Two ravens search for their next meal in a snowy landscape. They follow the sounds of wolves hunting. When that doesn’t work out, they lead the wolves to an injured deer so that they can all eat.
Why I picked it up: The marketing copy said it was “a survival story of symbiosis between ravens and wolves.” Ravens and wolves helping each other? I wanted to know more.
Why I finished it: Dawson’s illustrations are amazing. It looks like she painted on raw, brown illustration board, and she uses its textured brown as the color of trees and to show where snow has been brushed away to reveal the ground. And her birds and animals are drawn with elegant curves that show their power and speed when flying and giving chase.

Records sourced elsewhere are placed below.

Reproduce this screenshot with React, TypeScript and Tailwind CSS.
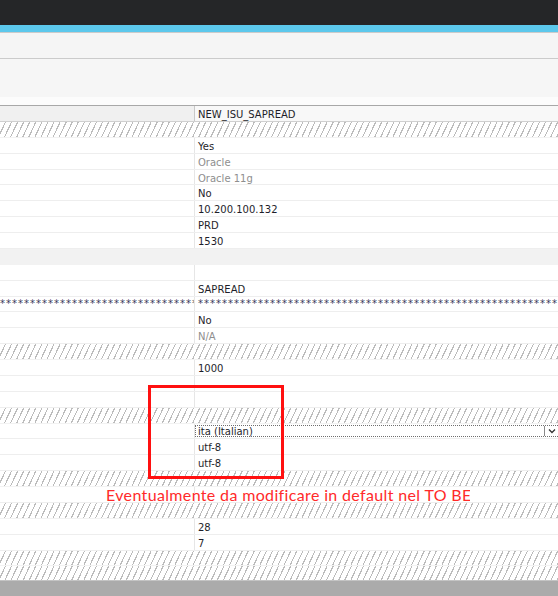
import React from "react";

type Row =
  | { t: "header"; v: string }
  | { t: "hatch" }
  | { t: "text"; v: string; gray?: boolean }
  | { t: "gray" }
  | { t: "blank" }
  | { t: "pwd" }
  | { t: "combo"; v: string };

const rows: Row[] = [
  { t: "header", v: "NEW_ISU_SAPREAD" },
  { t: "hatch" },
  { t: "text", v: "Yes" },
  { t: "text", v: "Oracle", gray: true },
  { t: "text", v: "Oracle 11g", gray: true },
  { t: "text", v: "No" },
  { t: "text", v: "10.200.100.132" },
  { t: "text", v: "PRD" },
  { t: "text", v: "1530" },
  { t: "gray" },
  { t: "blank" },
  { t: "text", v: "SAPREAD" },
  { t: "pwd" },
  { t: "text", v: "No" },
  { t: "text", v: "N/A", gray: true },
  { t: "hatch" },
  { t: "text", v: "1000" },
  { t: "blank" },
  { t: "blank" },
  { t: "hatch" },
  { t: "combo", v: "ita (Italian)" },
  { t: "text", v: "utf-8" },
  { t: "text", v: "utf-8" },
  { t: "hatch" },
  { t: "blank" },
  { t: "hatch" },
  { t: "text", v: "28" },
  { t: "text", v: "7" },
  { t: "hatch" },
  { t: "hatch" },
];

const hatch =
  "bg-[image:repeating-linear-gradient(115deg,#ffffff_0px,#ffffff_4.4px,#bcbcbc_4.4px,#bcbcbc_5.5px)]";

const stars = "*".repeat(80);

function GridRow({ r }: { r: Row }) {
  if (r.t === "hatch") {
    return <div className={`h-[15.875px] shrink-0 ${hatch} border-b border-[#f2f2f2]`} />;
  }
  if (r.t === "header") {
    return (
      <div className="h-[15.875px] shrink-0 flex border-b border-[#d0d0d0]">
        <div className="w-[195px] shrink-0 bg-[#f0f0f0] border-r border-[#c8c8c8]" />
        <div className="flex-1 bg-[#f8f8f8] flex items-start pt-[4px] pl-[3px] text-[#1e1e2a]">{r.v}</div>
      </div>
    );
  }
  if (r.t === "gray") {
    return <div className="h-[15.875px] shrink-0 bg-[#f2f2f2]" />;
  }
  if (r.t === "pwd") {
    return (
      <div className="h-[15.875px] shrink-0 flex border-b border-[#eeeeee] overflow-hidden text-[#3a3a5a]">
        <div className="w-[195px] shrink-0 overflow-hidden whitespace-nowrap border-r border-[#e6e6e6] flex items-start pt-[2px] tracking-[1px]">
          {stars}
        </div>
        <div className="flex-1 overflow-hidden whitespace-nowrap pl-[3px] flex items-start pt-[2px] tracking-[1px]">
          {stars}
        </div>
      </div>
    );
  }
  if (r.t === "combo") {
    return (
      <div className="h-[15.875px] shrink-0 flex border-b border-[#eeeeee]">
        <div className="w-[195px] shrink-0 border-r border-[#e6e6e6]" />
        <div className="flex-1 relative">
          <div className="absolute left-0 right-[-2px] top-[1px] bottom-[1px] border border-dotted border-[#6e6e6e] flex items-center pl-[2px] text-[#1e1e2a]">
            <span className="flex-1 pt-[2px]">{r.v}</span>
            <div className="w-[15px] h-full border-l border-[#8a8a8a] flex items-center justify-center">
              <svg width="8" height="6" viewBox="0 0 8 6">
                <polyline points="1,1.5 4,4.5 7,1.5" fill="none" stroke="#333" strokeWidth="1.3" />
              </svg>
            </div>
          </div>
        </div>
      </div>
    );
  }
  return (
    <div className="h-[15.875px] shrink-0 flex border-b border-[#eeeeee]">
      <div className="w-[195px] shrink-0 border-r border-[#e6e6e6]" />
      <div
        className={`flex-1 flex items-start pt-[4px] pl-[3px] ${
          r.t === "text" && r.gray ? "text-[#8e8e8e]" : "text-[#1e1e2a]"
        }`}
      >
        {r.t === "text" ? r.v : ""}
      </div>
    </div>
  );
}

export default function App() {
  return (
    <div className="w-[558px] h-[596px] overflow-hidden relative bg-white flex flex-col font-['DejaVu_Sans',sans-serif] text-[10px] leading-[10px]">
      <div className="h-[25px] shrink-0 bg-[#252628]" />
      <div className="h-[7px] shrink-0 bg-[#5cc8ec]" />
      <div className="h-[27px] shrink-0 bg-[#f5f5f5] border-t border-b border-[#cbcbcb]" />
      <div className="h-[38px] shrink-0 bg-[#f6f6f6]" />
      <div className="h-[9px] shrink-0 bg-[#fcfcfc] border-b border-[#a8a8a8]" />
      <div className="h-[474px] shrink-0 flex flex-col overflow-hidden">
        {rows.map((r, i) => (
          <GridRow key={i} r={r} />
        ))}
      </div>
      <div className="flex-1 bg-[#ababab] border-t border-[#c4c4c4]" />

      <div className="absolute left-[148px] top-[385px] w-[136px] h-[94px] border-[3px] border-[#ff1010]" />
      <div className="absolute left-[106px] top-[486px] w-[364px] h-[18px] overflow-hidden whitespace-nowrap font-['Lato',sans-serif] text-[16px] leading-[18px] tracking-[0.35px] text-[#ff2a2a]">
        Eventualmente da modificare in default nel TO BE
      </div>
    </div>
  );
}
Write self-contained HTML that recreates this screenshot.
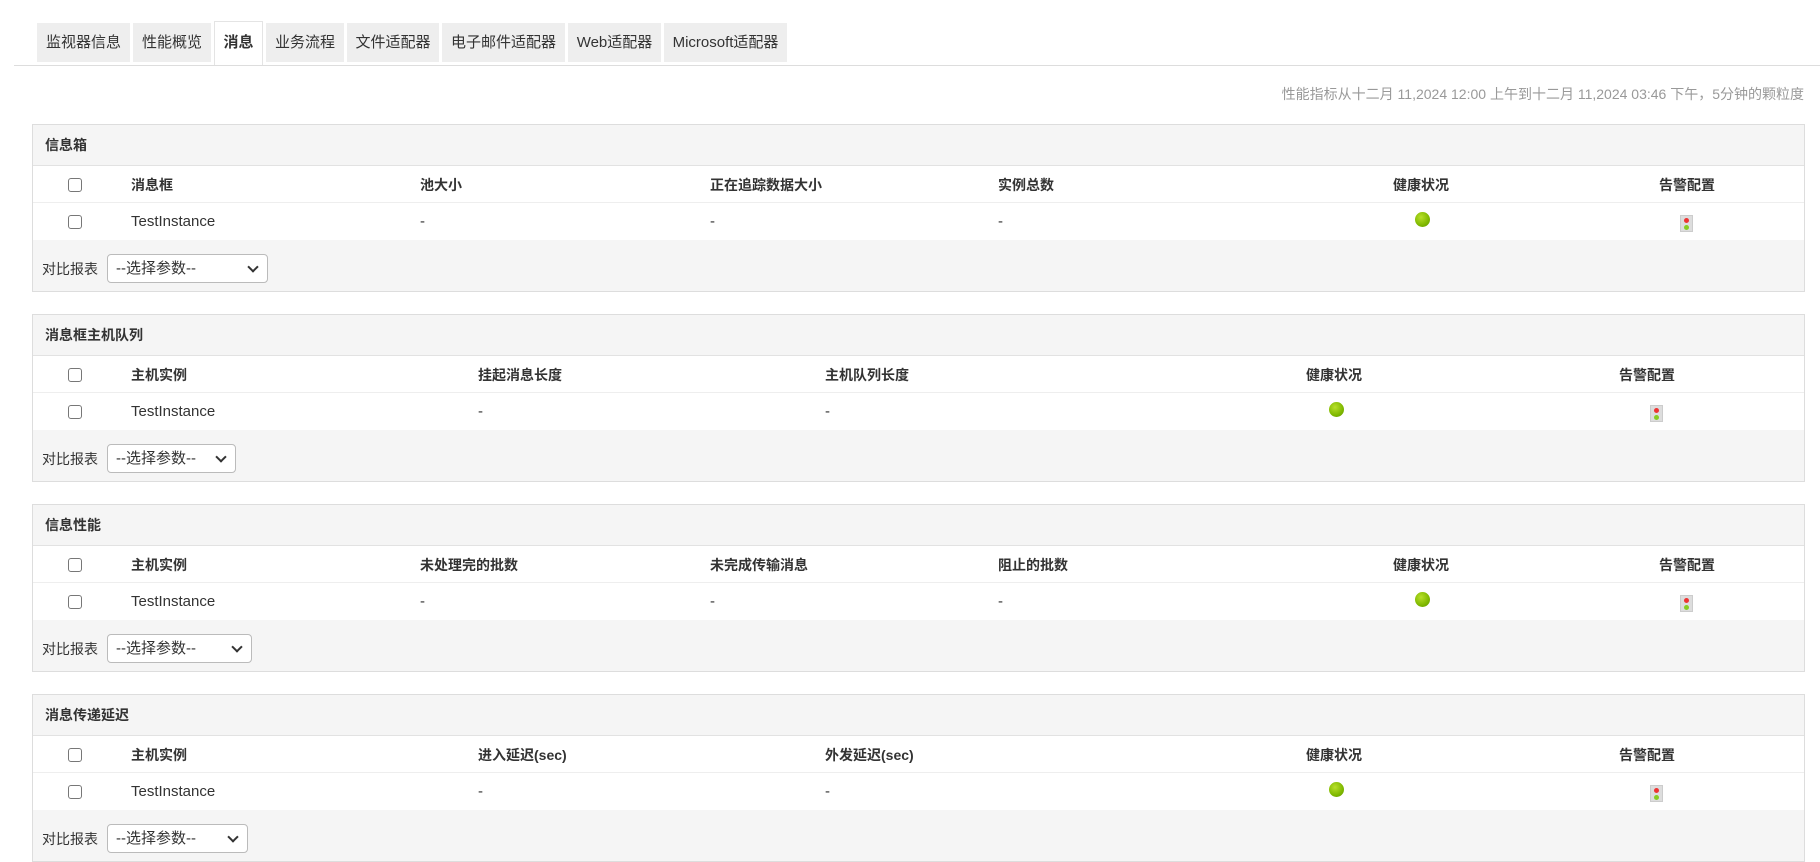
<!DOCTYPE html>
<html><head><meta charset="utf-8">
<style>
*{box-sizing:border-box;margin:0;padding:0}
body{width:1820px;height:844px;overflow:hidden;background:#fff;font-family:"Liberation Sans","Noto Sans CJK SC",sans-serif;font-size:15px;color:#333;position:relative}
.tab{position:absolute;top:23px;height:39px;background:#eee;line-height:39px;text-align:center;font-size:15px;color:#333}
.tab.act{top:21px;height:44px;background:#fff;border:1px solid #e4e4e4;border-bottom:none;font-weight:bold;line-height:41px}
.line{position:absolute;left:14px;right:0;top:65px;height:1px;background:#ddd}
.time{position:absolute;right:16px;top:84px;font-size:14px;color:#999}
.panel{position:absolute;left:32px;width:1773px;height:168px;border:1px solid #ddd;background:#f5f5f5}
.ph{position:absolute;left:0;right:0;top:0;height:41px;border-bottom:1px solid #e2e2e2;font-weight:bold;font-size:14px;line-height:41px;padding-left:12px}
.rows{position:absolute;left:0;right:0;top:41px;height:74px;background:#fff}
.hr{position:absolute;left:0;right:0;top:0;height:37px;border-bottom:1px solid #eee}
.c{position:absolute;white-space:nowrap}
.d{top:47px}
.b{font-weight:bold;font-size:14px}
.cb{position:absolute;left:35px;width:14px;height:14px;border:1px solid #777;border-radius:3px;background:#fff}
.dot{position:absolute;width:15px;height:15px;border-radius:50%;background:radial-gradient(circle at 40% 35%,#b8e02a,#7fb800 60%,#5f9500)}
.tl{position:absolute;width:13px;height:17px;background:#ddd;border:1px solid #ccc}
.tl:before{content:"";position:absolute;left:3px;top:2px;width:5px;height:5px;border-radius:50%;background:#e33}
.tl:after{content:"";position:absolute;left:3px;top:9px;width:5px;height:5px;border-radius:50%;background:#8c2}
.ft{position:absolute;left:9px;top:134px;font-size:14px}
.sel{position:absolute;left:74px;top:129px;height:29px;border:1px solid #bbb;border-radius:4px;background:#fff;font-size:15px;line-height:27px;padding-left:8px}
.sel:after{content:"";position:absolute;right:10px;top:8px;width:6px;height:6px;border-right:2px solid #333;border-bottom:2px solid #333;transform:rotate(45deg)}
</style></head><body>
<div class="tab" style="left:37px;width:93px">监视器信息</div>
<div class="tab" style="left:133px;width:78px">性能概览</div>
<div class="tab act" style="left:214px;width:49px">消息</div>
<div class="tab" style="left:266px;width:78px">业务流程</div>
<div class="tab" style="left:347px;width:92px">文件适配器</div>
<div class="tab" style="left:442px;width:123px">电子邮件适配器</div>
<div class="tab" style="left:568px;width:93px">Web适配器</div>
<div class="tab" style="left:664px;width:123px">Microsoft适配器</div>
<div class="line"></div>
<div class="time">性能指标从十二月 11,2024 12:00 上午到十二月 11,2024 03:46 下午，5分钟的颗粒度</div>

<div class="panel" style="top:124px">
<div class="ph">信息箱</div>
<div class="rows"><div class="hr"></div>
<div class="cb" style="top:12px"></div><div class="c b" style="left:98px;top:9px">消息框</div><div class="c b" style="left:387px;top:9px">池大小</div><div class="c b" style="left:677px;top:9px">正在追踪数据大小</div><div class="c b" style="left:965px;top:9px">实例总数</div><div class="c b" style="left:1360px;top:9px">健康状况</div><div class="c b" style="left:1626px;top:9px">告警配置</div>
<div class="cb" style="top:49px"></div><div class="c d" style="left:98px">TestInstance</div><div class="c d" style="left:387px">-</div><div class="c d" style="left:677px">-</div><div class="c d" style="left:965px">-</div><div class="dot" style="left:1382px;top:46px"></div><div class="tl" style="left:1647px;top:49px"></div>
</div>
<div class="ft">对比报表</div><div class="sel" style="width:161px">--选择参数--</div>
</div>

<div class="panel" style="top:314px">
<div class="ph">消息框主机队列</div>
<div class="rows"><div class="hr"></div>
<div class="cb" style="top:12px"></div><div class="c b" style="left:98px;top:9px">主机实例</div><div class="c b" style="left:445px;top:9px">挂起消息长度</div><div class="c b" style="left:792px;top:9px">主机队列长度</div><div class="c b" style="left:1273px;top:9px">健康状况</div><div class="c b" style="left:1586px;top:9px">告警配置</div>
<div class="cb" style="top:49px"></div><div class="c d" style="left:98px">TestInstance</div><div class="c d" style="left:445px">-</div><div class="c d" style="left:792px">-</div><div class="dot" style="left:1296px;top:46px"></div><div class="tl" style="left:1617px;top:49px"></div>
</div>
<div class="ft">对比报表</div><div class="sel" style="width:129px">--选择参数--</div>
</div>

<div class="panel" style="top:504px">
<div class="ph">信息性能</div>
<div class="rows"><div class="hr"></div>
<div class="cb" style="top:12px"></div><div class="c b" style="left:98px;top:9px">主机实例</div><div class="c b" style="left:387px;top:9px">未处理完的批数</div><div class="c b" style="left:677px;top:9px">未完成传输消息</div><div class="c b" style="left:965px;top:9px">阻止的批数</div><div class="c b" style="left:1360px;top:9px">健康状况</div><div class="c b" style="left:1626px;top:9px">告警配置</div>
<div class="cb" style="top:49px"></div><div class="c d" style="left:98px">TestInstance</div><div class="c d" style="left:387px">-</div><div class="c d" style="left:677px">-</div><div class="c d" style="left:965px">-</div><div class="dot" style="left:1382px;top:46px"></div><div class="tl" style="left:1647px;top:49px"></div>
</div>
<div class="ft">对比报表</div><div class="sel" style="width:145px">--选择参数--</div>
</div>

<div class="panel" style="top:694px">
<div class="ph">消息传递延迟</div>
<div class="rows"><div class="hr"></div>
<div class="cb" style="top:12px"></div><div class="c b" style="left:98px;top:9px">主机实例</div><div class="c b" style="left:445px;top:9px">进入延迟(sec)</div><div class="c b" style="left:792px;top:9px">外发延迟(sec)</div><div class="c b" style="left:1273px;top:9px">健康状况</div><div class="c b" style="left:1586px;top:9px">告警配置</div>
<div class="cb" style="top:49px"></div><div class="c d" style="left:98px">TestInstance</div><div class="c d" style="left:445px">-</div><div class="c d" style="left:792px">-</div><div class="dot" style="left:1296px;top:46px"></div><div class="tl" style="left:1617px;top:49px"></div>
</div>
<div class="ft">对比报表</div><div class="sel" style="width:141px">--选择参数--</div>
</div>
</body></html>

Readalikes: In some ways this book made me think of Gon, about a mischievous little dinosaur trying to survive in a beautifully rendered and brutal prehistoric world.
Master takes his student ninjas to a farm for the day. But every time he tries to get them to help with farm chores, there’s a disaster.
Why I picked it up: On the cover, the worried martial arts master in the pig trough made me laugh.
Why I finished it: Every bit of Tougas’s art is pleasantly textured, from the ninjas (which look like they were cut out of paper in many scenes) to the pig’s slop to the barn walls. But mostly it was the laughs that kept me reading, from the Master clinging to a high branch to escape an angry bull to the worried-looking little ninja milking the cow.
It’s perfect for: The smaller kids at the judo dojo where I go with my daughter. Like these little ninjas, they often lose focus and get into trouble but they always work together in the end.